M2M devices can be active such as Zigbee sensors or passive such as RFID tags. M2M devices can be connected to an MNOs network using eUICCs or can be connected to an IP extending personal area network (e.g. Zigbee gateway). The ETSI principles for M2M & smart device communication are RESTful resource oriented APIs that are IP based but interwork with specific IP and non IP technologies in the M2M Area networks. The variance between device communication mechanism (IP & non-IP) and behaviour (passive vs active) makes defining an embeddable M2M common service layer a challenge.

The oneM2M group aims to develop technical specifications that address the need for a common M2M Service Layer that can be readily embedded within various hardware and software, and relied upon to connect the myriad of devices in the field with M2M application servers worldwide. The common M2M Service Layer should be agnostic to underlying network technology (yet leveraging the unique features of these underlying networks), and it will use network layer services (such as security (encryption and authentication), QoS, policy, provisioning, etc.) through an adaptation layer/APIs.

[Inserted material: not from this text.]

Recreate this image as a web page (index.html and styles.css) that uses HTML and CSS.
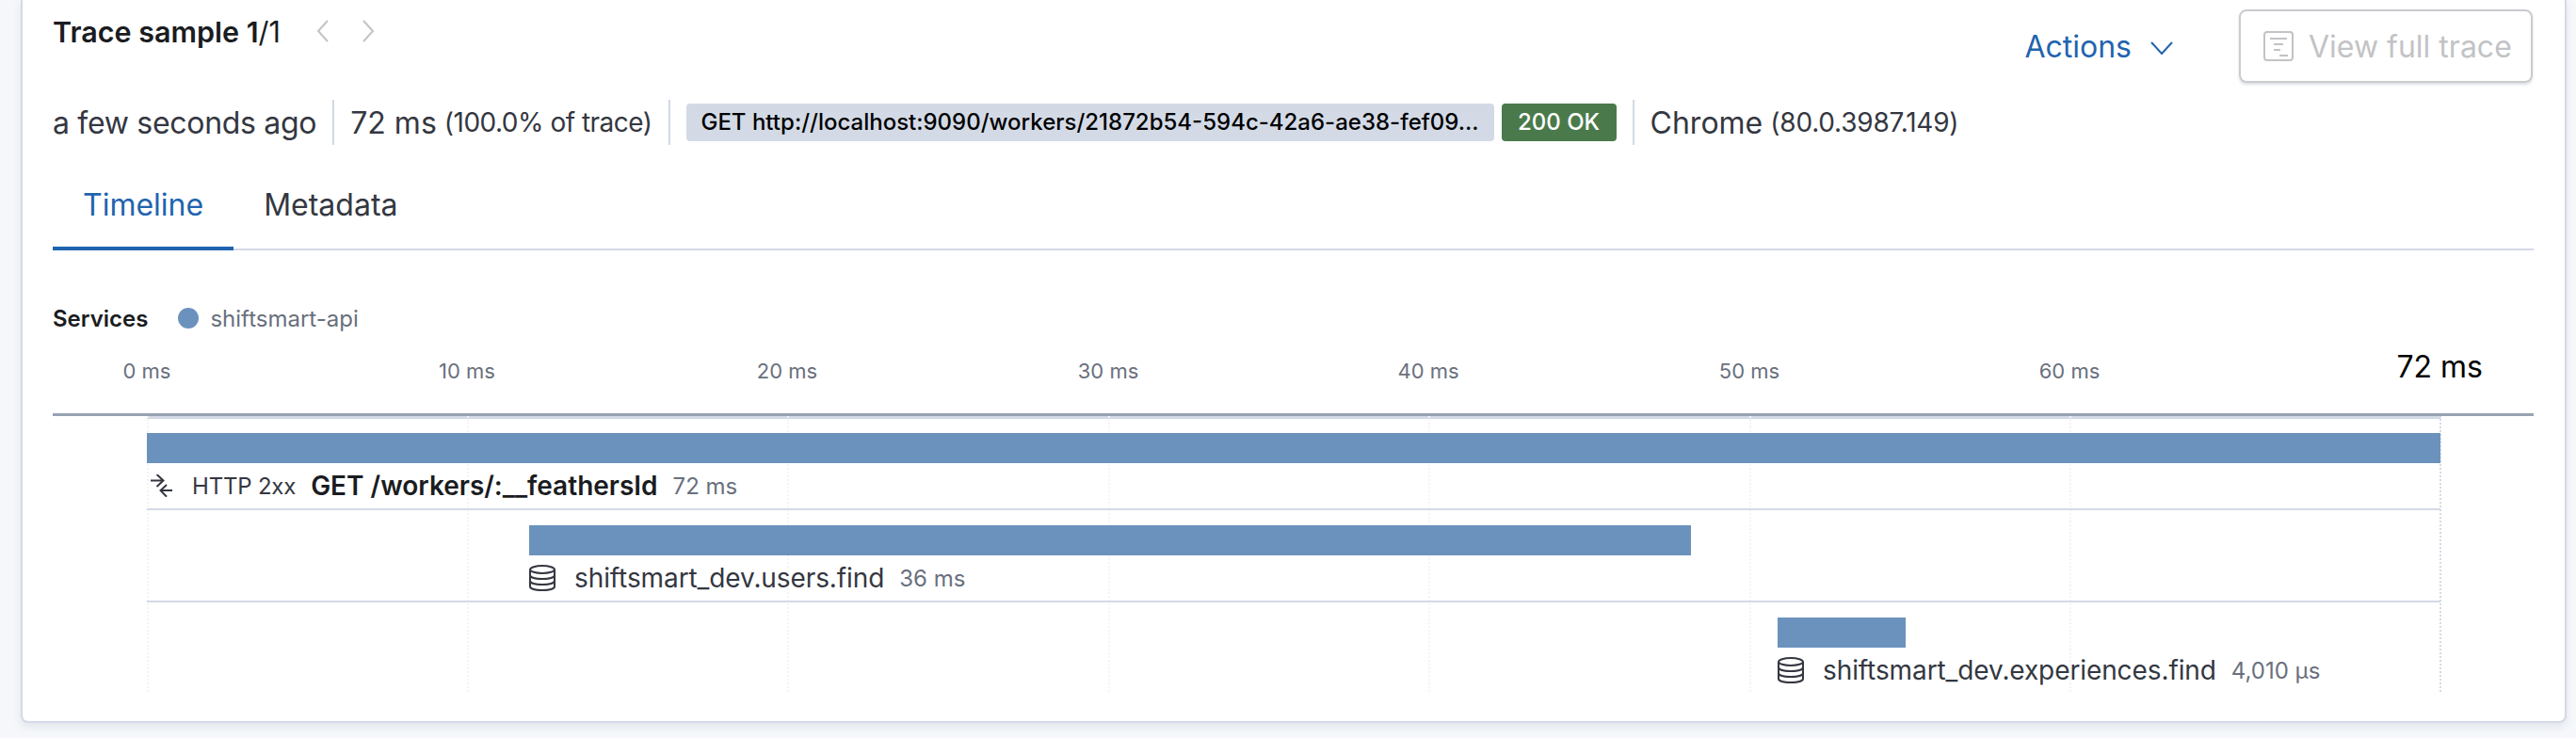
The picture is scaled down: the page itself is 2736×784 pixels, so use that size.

The challenge for Authentication, Authorisation & Accounting in M2M will be to build trust between the human user and the delegated authority to the M2M device.  In order for an embedded common M2M service layer to operate it must support AAA (authN, authZ & accounting) for smart devices using an agreeable mechanism between multiple device manufacturers and network operators. The Telecommunications Industry Association are defining a functional standard for Authentication, Authorization and Accounting for Smart Device (AAA-SD TIA) which is encapsulated in TIA TR-50 Functional architecture for M2M Smart Device Communication System Architecture  describes AAA-SD as ” provide authentication, authorisation and accounting services to other entities in the network to establish and enforce security policies. The services may include generation of keys, generation and validation of certificates, validation of signatures, etc”. The functions proposed by the oneM2M service layer must align with TIA TR-50.